STATED GOAL ▸
Pictures in the data below are not part of the copy; transcribe everything else exactly.

===== SUPPLIED INFORMATION

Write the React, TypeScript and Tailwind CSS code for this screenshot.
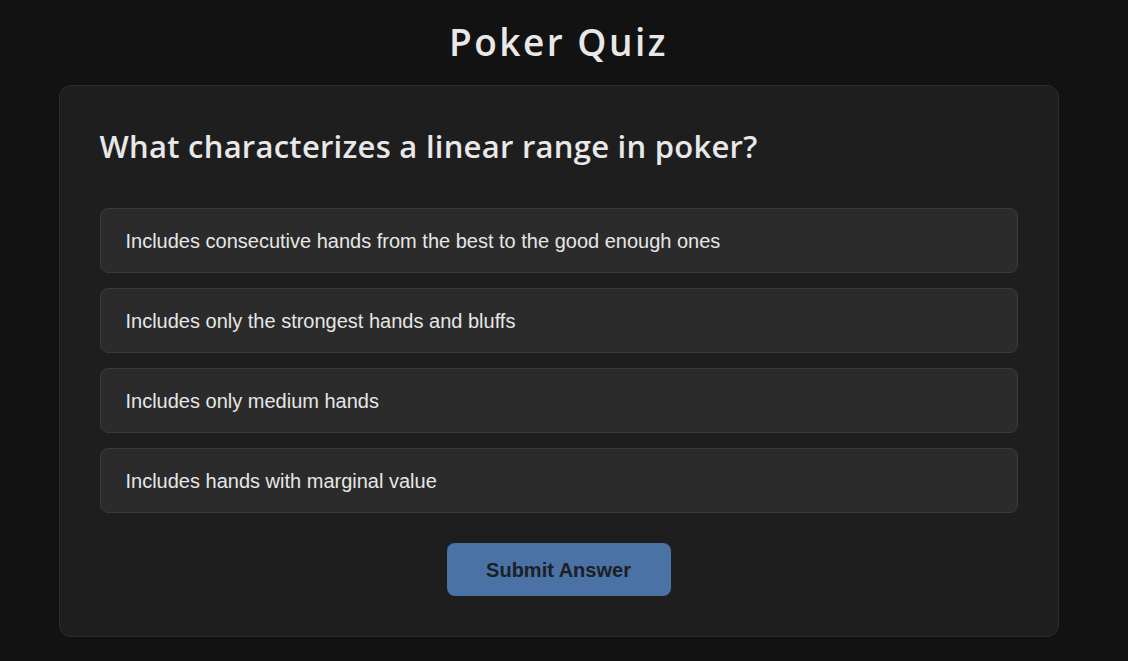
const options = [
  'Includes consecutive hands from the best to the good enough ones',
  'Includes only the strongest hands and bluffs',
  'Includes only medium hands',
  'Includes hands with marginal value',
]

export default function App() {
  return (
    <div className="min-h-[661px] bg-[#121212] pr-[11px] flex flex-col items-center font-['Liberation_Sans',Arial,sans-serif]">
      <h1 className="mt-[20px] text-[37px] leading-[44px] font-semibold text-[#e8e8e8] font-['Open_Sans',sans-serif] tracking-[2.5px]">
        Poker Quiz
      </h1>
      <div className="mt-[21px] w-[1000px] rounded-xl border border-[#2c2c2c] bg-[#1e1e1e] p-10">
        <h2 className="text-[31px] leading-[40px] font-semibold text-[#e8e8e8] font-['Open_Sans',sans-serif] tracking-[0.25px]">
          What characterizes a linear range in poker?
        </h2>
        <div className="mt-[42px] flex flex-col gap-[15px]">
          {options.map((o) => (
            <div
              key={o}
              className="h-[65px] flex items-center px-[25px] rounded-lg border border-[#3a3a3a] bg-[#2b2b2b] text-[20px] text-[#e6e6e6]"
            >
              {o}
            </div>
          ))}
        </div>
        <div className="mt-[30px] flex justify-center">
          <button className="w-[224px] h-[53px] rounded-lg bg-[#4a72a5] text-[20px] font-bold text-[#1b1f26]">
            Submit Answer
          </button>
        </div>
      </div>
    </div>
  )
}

==========

RESPONSE FOR THIS EXERCISE ▸
Write the React, TypeScript and Tailwind CSS code for this screenshot.
const options = [
  'Includes consecutive hands from the best to the good enough ones',
  'Includes only the strongest hands and bluffs',
  'Includes only medium hands',
  'Includes hands with marginal value',
]

export default function App() {
  return (
    <div className="min-h-[661px] bg-[#121212] pr-[11px] flex flex-col items-center font-['Liberation_Sans',Arial,sans-serif]">
      <h1 className="mt-[20px] text-[37px] leading-[44px] font-semibold text-[#e8e8e8] font-['Open_Sans',sans-serif] tracking-[2.5px]">
        Poker Quiz
      </h1>
      <div className="mt-[21px] w-[1000px] rounded-xl border border-[#2c2c2c] bg-[#1e1e1e] p-10">
        <h2 className="text-[31px] leading-[40px] font-semibold text-[#e8e8e8] font-['Open_Sans',sans-serif] tracking-[0.25px]">
          What characterizes a linear range in poker?
        </h2>
        <div className="mt-[42px] flex flex-col gap-[15px]">
          {options.map((o) => (
            <div
              key={o}
              className="h-[65px] flex items-center px-[25px] rounded-lg border border-[#3a3a3a] bg-[#2b2b2b] text-[20px] text-[#e6e6e6]"
            >
              {o}
            </div>
          ))}
        </div>
        <div className="mt-[30px] flex justify-center">
          <button className="w-[224px] h-[53px] rounded-lg bg-[#4a72a5] text-[20px] font-bold text-[#1b1f26]">
            Submit Answer
          </button>
        </div>
      </div>
    </div>
  )
}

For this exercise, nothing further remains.